When Dmytro Vovk taught The Rule of Law in Context this spring, Cardozo students heard his firsthand account of how he and his family witnessed the Russian invasion of Ukraine from his home just 30 miles from the Russian border. When the war broke out, he had to quickly decide how to protect his family.
“I spent five days in Kharkiv and then realized it wasn’t safe and sent my family away to the E.U.,” he said.
Vovk, a visiting law professor at Cardozo, teaches law at Yaroslav Mudryi National Law University in Ukraine, where he runs the Center for the Rule of Law and Religion Studies. He also teaches at Ukrainian Catholic University in his home country.
Following the Russian invasion of Ukraine, Vovk relocated to the United States temporarily with support from Yeshiva University, Cardozo School of Law and Etta Brandman, a trustee of the Vivian G. Prins Foundation.
As a scholar who specializes in the rule of law and human rights, Vovk was shocked by the invasion. Until about a week before the war began, he thought it would never happen.
“It makes no sense,” he said. “The whole justification of the war offered by [Russian President Vladimir] Putin is nonsense.”
He said that unlike many other conflicts, the Russia-Ukraine War has no real security, geopolitical or economic issues behind it. Rather, it is Putin’s own “ridiculous philosophy, and Russian society’s support or at least acceptance of the war for some imperialist phantoms.”
Vovk’s legal area of expertise is law and religion, which put him in contact with scholars and other professionals in the United States throughout his career who approached him about teaching here.
Through his scholarly contacts, he met Rabbi Dr. Stuart Halpern, senior advisor to the Yeshiva University provost and senior program officer of the Straus Center for Torah and Western Thought. One of Halpern’s scholarly goals is to continuously advance the idea that Jewish texts and values can inform the global moral conversation. Support for Vovk was a natural outgrowth of that work.
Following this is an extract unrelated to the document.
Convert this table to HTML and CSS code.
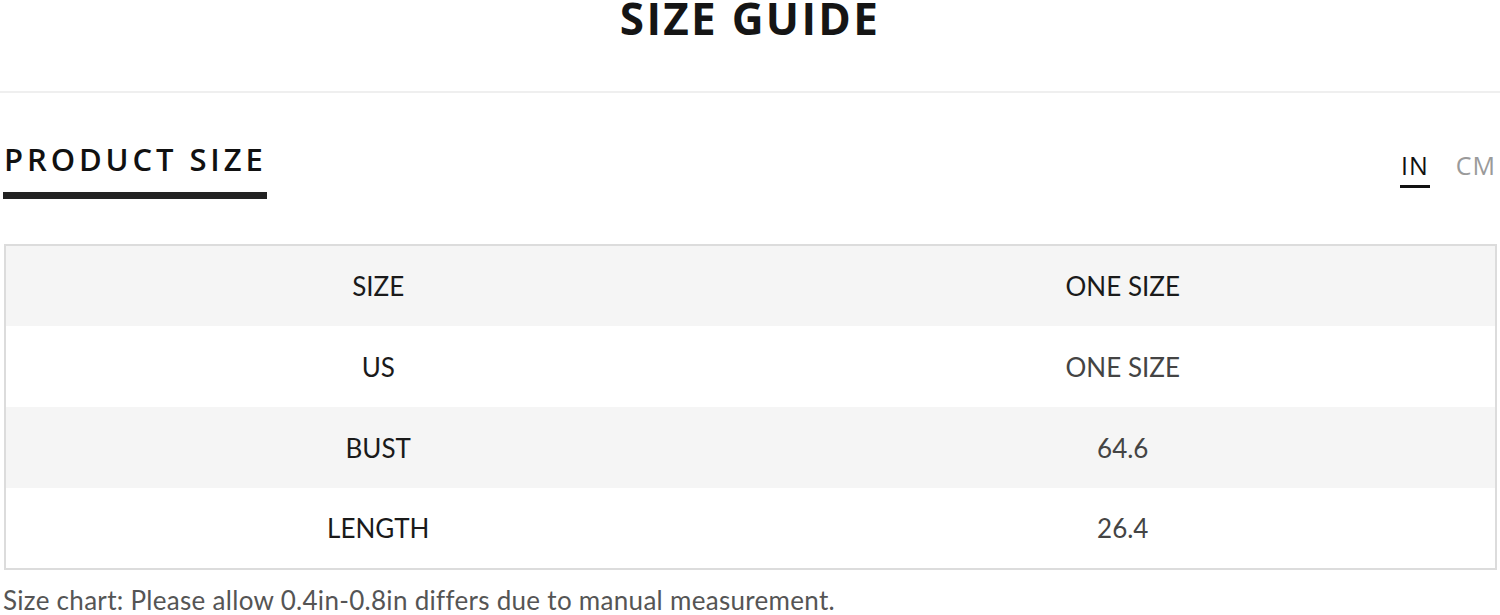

Speaking at an event at YU in the spring, Vovk said that Russia’s invasion has had profound implications for the expression of religious freedom.
“Russia and its bloody attack against Ukraine have turned one of the most religiously pluralistic Ukrainian regions (Donbas and Crimea) into the territory of the grossest violations of religious freedom in Europe,” he said. “Several religious groups, which had been flourishing before 2014, disappeared or left the region, and they presumably will never come back, even when the war is over.”
Vovk is working on a book, The Church of the Enemy, which examines how the state can regulate religions that are or are potentially disloyal during times of war from a human rights perspective. He studies how war affects state politics and how countries in conflict can operate in a way that complies with international human rights laws, which he said are completely violated by the Russians.
Since coming to Cardozo, he has met with many colleagues, including University Professor Michel Rosenfeld, a renowned scholar in comparative constitutional law who has written and lectured extensively on the subject.
Vovk has seen the dissolution of support for Russia in Ukraine up close.
“The Russian soldiers really thought they would be welcomed,” he said. “They were stunned.”
Vovk said that while Russian media had fed lies to Russian citizens about the war, there was also a massive failure of Russian intelligence in understanding how average Ukrainians would respond to their country’s being invaded. Until 2014, when Russians annexed Crimea, he said that Putin was quite popular, especially in eastern and southern parts of Ukraine, and could have held influence over the population.
“Any support for Russia or its politics is gone now,” Vovk said. “No matter the outcome of this war, there will be no acceptance of Russian culture, church, language or media–none of the soft-power things necessary for Putin if there is a plan to eventually control the country.”
Although it has been difficult, Vovk and his family are acclimating to life in America. This fall, Vovk will teach a class on religious freedom and gender equality.
His older daughter has settled into school in Manhattan with the help of friends and colleagues at YU.
“She really enjoys it so much, more than she did in Ukraine,” he said.
Vovk hopes to eventually return to his homeland.
“The plan is to go back home, of course,” he said. “But it must be safe for my kids.”
Vovk said his family is in a better situation than most people in eastern Ukraine and pointed to the millions suffering there.
“I appreciate the support of the law school and the university community very much,” he said. “Their response and the support for Ukraine in the West has been critical to helping defend our country in the face of the catastrophe that is happening there.”